• [WORK TO BE COMPLETED]: Reproduce all lines of the listing below in which the word "this" occurs.

• [DATASET CONTENT]:

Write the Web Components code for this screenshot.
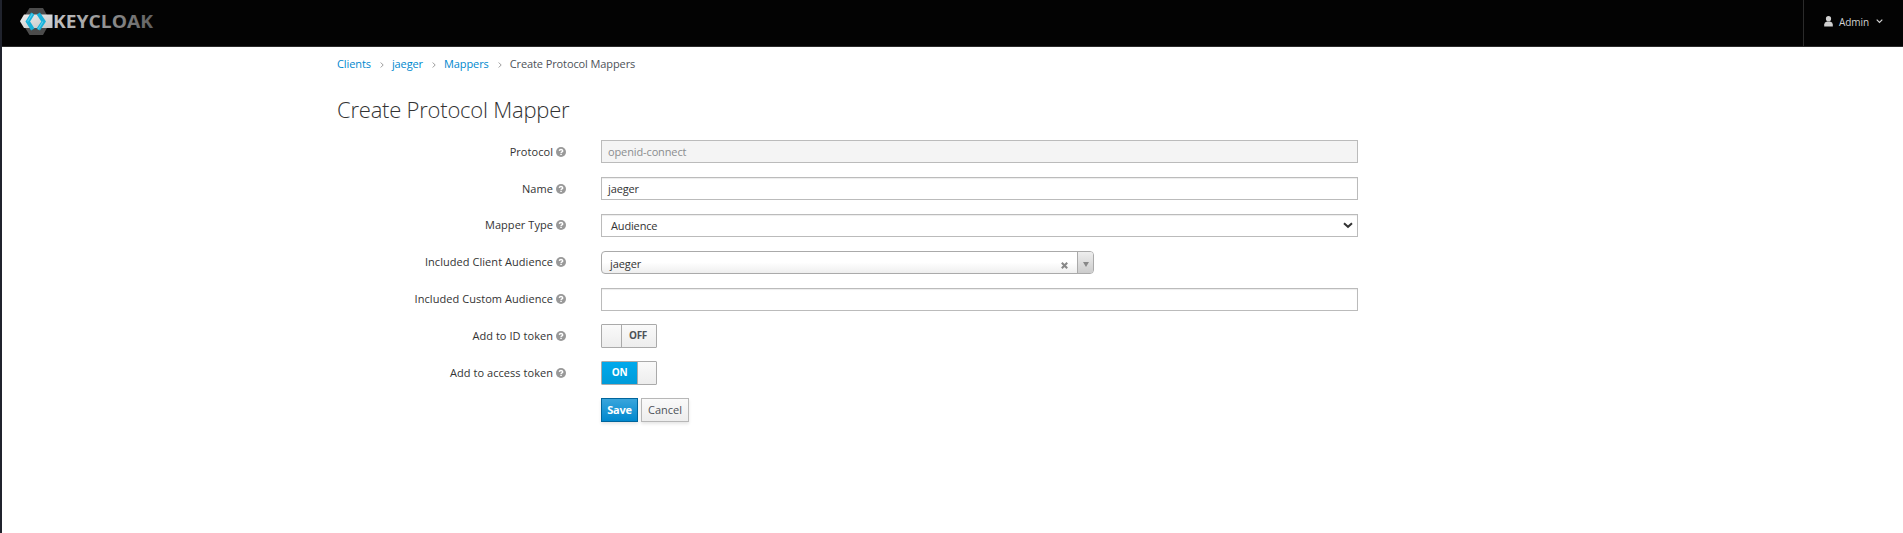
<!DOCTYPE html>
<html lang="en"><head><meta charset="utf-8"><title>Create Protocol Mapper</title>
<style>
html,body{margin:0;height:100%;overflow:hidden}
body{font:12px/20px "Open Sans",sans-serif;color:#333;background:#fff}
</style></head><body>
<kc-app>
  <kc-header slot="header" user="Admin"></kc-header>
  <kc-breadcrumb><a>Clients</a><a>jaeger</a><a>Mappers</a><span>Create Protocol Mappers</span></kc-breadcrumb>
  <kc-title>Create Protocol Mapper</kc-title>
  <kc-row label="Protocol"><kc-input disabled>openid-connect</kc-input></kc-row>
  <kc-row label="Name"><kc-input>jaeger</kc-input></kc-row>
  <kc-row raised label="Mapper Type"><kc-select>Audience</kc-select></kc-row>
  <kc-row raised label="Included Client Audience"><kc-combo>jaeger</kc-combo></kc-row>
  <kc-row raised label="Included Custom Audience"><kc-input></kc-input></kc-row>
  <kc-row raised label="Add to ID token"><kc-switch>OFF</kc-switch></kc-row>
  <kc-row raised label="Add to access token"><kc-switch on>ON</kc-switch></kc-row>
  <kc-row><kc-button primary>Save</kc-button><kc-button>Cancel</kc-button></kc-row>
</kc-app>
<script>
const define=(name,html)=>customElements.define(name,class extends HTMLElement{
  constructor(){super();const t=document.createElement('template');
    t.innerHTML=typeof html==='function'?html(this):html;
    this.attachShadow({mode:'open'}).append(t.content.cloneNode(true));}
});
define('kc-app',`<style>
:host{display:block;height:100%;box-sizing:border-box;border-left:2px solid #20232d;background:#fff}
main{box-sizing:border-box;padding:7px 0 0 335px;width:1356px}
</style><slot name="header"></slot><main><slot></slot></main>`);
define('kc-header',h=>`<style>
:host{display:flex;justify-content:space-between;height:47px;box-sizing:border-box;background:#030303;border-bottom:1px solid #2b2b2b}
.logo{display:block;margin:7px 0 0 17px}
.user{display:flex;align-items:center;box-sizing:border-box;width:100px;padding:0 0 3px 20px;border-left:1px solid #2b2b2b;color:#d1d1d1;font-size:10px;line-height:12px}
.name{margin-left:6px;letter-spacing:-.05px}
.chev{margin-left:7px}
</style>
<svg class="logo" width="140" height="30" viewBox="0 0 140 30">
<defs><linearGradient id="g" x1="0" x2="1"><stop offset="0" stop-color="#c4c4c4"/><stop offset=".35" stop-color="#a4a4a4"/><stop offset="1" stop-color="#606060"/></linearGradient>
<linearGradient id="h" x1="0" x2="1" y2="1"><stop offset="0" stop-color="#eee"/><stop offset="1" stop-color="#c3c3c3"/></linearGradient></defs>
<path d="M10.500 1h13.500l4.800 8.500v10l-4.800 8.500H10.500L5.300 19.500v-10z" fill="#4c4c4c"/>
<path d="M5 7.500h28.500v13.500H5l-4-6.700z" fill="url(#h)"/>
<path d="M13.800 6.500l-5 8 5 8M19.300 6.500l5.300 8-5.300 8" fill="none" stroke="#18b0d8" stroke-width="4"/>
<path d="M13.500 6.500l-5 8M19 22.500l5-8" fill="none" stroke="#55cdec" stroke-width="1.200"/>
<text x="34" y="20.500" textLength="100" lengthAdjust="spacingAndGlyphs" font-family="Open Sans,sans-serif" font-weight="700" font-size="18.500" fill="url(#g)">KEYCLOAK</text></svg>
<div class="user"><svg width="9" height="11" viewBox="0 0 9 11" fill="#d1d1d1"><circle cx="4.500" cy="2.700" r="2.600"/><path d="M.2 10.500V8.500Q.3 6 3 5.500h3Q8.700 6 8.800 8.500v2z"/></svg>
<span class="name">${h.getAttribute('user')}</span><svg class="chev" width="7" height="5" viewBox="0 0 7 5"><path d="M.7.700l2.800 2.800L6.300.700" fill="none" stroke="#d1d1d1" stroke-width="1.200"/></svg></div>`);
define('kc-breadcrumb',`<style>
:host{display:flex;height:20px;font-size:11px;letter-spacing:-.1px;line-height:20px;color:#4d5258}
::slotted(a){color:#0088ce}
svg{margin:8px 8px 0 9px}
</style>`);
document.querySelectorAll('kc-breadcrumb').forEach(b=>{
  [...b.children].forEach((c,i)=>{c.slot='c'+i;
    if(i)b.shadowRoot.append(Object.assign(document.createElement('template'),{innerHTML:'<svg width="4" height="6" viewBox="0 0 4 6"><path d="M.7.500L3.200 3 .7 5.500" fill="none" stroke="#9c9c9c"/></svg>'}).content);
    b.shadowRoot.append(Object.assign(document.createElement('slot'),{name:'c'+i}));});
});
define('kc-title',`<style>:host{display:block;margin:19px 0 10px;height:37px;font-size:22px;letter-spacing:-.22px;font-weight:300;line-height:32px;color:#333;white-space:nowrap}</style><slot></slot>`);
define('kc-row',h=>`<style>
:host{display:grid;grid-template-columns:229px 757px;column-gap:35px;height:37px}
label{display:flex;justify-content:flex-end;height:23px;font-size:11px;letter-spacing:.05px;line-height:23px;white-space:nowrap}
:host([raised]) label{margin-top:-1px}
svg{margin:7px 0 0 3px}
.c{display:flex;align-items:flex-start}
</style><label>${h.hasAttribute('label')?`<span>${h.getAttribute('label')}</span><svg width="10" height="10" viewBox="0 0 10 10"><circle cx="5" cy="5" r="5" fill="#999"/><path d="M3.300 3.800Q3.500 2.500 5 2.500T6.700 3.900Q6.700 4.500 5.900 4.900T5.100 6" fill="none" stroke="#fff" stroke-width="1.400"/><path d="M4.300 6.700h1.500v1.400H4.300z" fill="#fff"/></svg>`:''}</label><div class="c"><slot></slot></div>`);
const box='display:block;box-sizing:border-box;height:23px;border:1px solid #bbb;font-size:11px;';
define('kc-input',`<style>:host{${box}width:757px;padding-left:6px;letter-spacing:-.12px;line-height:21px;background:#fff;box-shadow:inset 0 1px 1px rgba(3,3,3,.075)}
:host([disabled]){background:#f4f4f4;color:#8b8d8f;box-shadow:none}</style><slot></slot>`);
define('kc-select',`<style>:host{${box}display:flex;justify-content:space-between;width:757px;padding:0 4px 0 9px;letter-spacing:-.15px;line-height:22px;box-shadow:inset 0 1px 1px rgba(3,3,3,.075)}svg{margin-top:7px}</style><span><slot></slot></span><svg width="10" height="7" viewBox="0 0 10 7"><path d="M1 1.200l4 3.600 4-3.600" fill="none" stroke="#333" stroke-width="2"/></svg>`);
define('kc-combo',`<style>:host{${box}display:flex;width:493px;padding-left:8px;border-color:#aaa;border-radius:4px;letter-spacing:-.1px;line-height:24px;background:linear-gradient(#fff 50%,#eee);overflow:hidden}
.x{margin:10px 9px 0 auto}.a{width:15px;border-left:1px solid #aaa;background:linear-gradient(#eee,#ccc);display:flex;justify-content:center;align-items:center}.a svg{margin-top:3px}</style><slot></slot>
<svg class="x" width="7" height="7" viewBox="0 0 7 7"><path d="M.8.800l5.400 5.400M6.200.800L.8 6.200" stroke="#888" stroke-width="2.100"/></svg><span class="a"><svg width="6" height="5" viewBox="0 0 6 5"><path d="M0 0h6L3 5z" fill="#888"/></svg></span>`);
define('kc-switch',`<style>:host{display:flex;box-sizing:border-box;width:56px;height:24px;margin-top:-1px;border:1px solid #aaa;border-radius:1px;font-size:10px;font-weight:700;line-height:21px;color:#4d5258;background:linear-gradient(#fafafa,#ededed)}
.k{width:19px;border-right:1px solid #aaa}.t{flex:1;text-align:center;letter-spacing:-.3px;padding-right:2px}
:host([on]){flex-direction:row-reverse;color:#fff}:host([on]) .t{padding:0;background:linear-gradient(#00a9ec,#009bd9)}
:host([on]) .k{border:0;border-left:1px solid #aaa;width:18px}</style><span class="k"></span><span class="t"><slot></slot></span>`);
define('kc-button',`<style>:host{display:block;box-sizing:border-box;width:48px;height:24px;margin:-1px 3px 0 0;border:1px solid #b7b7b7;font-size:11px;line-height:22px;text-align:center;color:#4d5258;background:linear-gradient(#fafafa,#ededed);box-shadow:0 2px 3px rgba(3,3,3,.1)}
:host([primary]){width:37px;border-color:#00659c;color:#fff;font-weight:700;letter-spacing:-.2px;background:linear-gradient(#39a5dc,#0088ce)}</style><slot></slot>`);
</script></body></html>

• [RESULT BELOW]:
Write the Web Components code for this screenshot.
    t.innerHTML=typeof html==='function'?html(this):html;
    this.attachShadow({mode:'open'}).append(t.content.cloneNode(true));}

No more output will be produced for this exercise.